Callan Kirgis Hash, director of catering at Brookside Golf & Country Club in Worthington, adds, "For venues that have a cake-cutting fee, ordering cupcakes or bite-sized desserts instead of the traditional wedding cake can save $1-3 per person." That simple step alone could potentially save those with large guest lists well over $500.

2. Pass the apps. Brookside's Kirgis Hash advises, "Offering passed hors d'oeuvres instead of stationary displays allows you to order a bit less and people do not notice as much."

3. Trade the full bar for a signature drink. If a cash bar isn't your style, but a full bar is prohibitively expensive, Brookside's Kirgis Hash recommends serving beer, wine and a signature drink or two. (Bonus points for a recipe that fits your theme.) "This can be controlled by quantity, and if you offer a vodka cocktail and/or a bourbon cocktail people are usually happy," he says.

Should you want a champagne toast but don't have a champagne budget, ask your caterer to offer bubbly on passed trays just before the toasts begin, rather than throughout the event. Some caterers are willing to only charge you for the alcohol bottles that are actually opened, helping to further save on costs should you overestimate the amount your guests will imbibe.

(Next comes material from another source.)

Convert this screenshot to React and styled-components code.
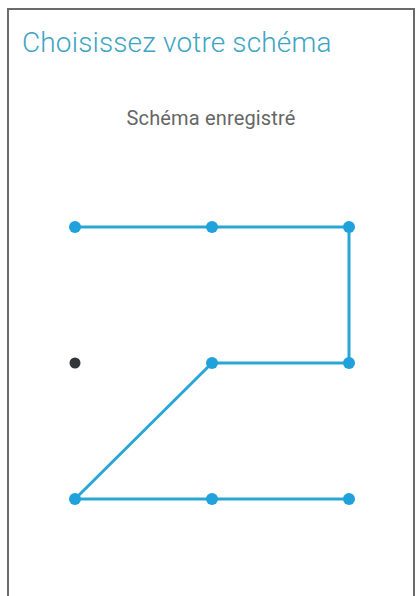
import React from 'react'
import styled, { createGlobalStyle } from 'styled-components'

const Global = createGlobalStyle`
  html, body {
    margin: 0;
    padding: 0;
    background: #ffffff;
    height: 100%;
    overflow: hidden;
  }
  #root {
    height: 100%;
  }
`

const Screen = styled.div`
  box-sizing: border-box;
  margin: 8px 3px 0 7px;
  height: calc(100vh - 8px);
  border: 2px solid #6b6b6b;
  border-bottom: none;
  background: #ffffff;
  display: flex;
  flex-direction: column;
  font-family: Roboto, "Noto Sans", sans-serif;
`

const Title = styled.h1`
  margin: 0;
  padding: 18px 0 0 13px;
  font-size: 28px;
  line-height: 30px;
  font-weight: 300;
  letter-spacing: 0.15px;
  color: #3ea4c4;
`

const Status = styled.p`
  margin: 0;
  padding-top: 48px;
  text-align: center;
  font-size: 20px;
  line-height: 24px;
  font-weight: 400;
  letter-spacing: 0.15px;
  color: #666666;
`

const Pad = styled.svg`
  display: block;
  margin: 84px auto 0;
  padding-left: 2px;
`

const cols = [13, 150, 287]
const rows = [13, 149, 285]

const path = [
  [0, 0], [1, 0], [2, 0], [2, 1], [1, 1], [0, 2], [1, 2], [2, 2],
]

function PatternPad() {
  const pts = path.map(([c, r]) => `${cols[c]},${rows[r]}`).join(' ')
  const used = new Set(path.map(([c, r]) => `${c}-${r}`))
  const dots = []
  rows.forEach((y, r) =>
    cols.forEach((x, c) => {
      const on = used.has(`${c}-${r}`)
      dots.push(
        <circle key={`${c}-${r}`} cx={x} cy={y} r={on ? 6 : 5.5} fill={on ? '#1fa2dc' : '#333638'} />
      )
    })
  )
  return (
    <Pad width="300" height="300" viewBox="0 0 300 300">
      <polyline points={pts} fill="none" stroke="#2aa6d6" strokeWidth="3" strokeLinejoin="round" />
      {dots}
    </Pad>
  )
}

export default function App() {
  return (
    <>
      <Global />
      <Screen>
        <Title>Choisissez votre schéma</Title>
        <Status>Schéma enregistré</Status>
        <PatternPad />
      </Screen>
    </>
  )
}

4. Ask caterers to lend or rent linens and decor. Says Meade of Schmidt's On the Go, "Picking a full-service caterer (can often) help you in the end. Many times our brides want us to be able to provide rentals of tents, tables and chairs along with bar service and food. This is more cost effective and less stressful, because you're not dealing with more than one vendor." Brookside's Kirgis Hash agrees. "Using the venue's décor, such as candles or glassware, or booking a venue/caterer that includes table linens,can save on rental costs."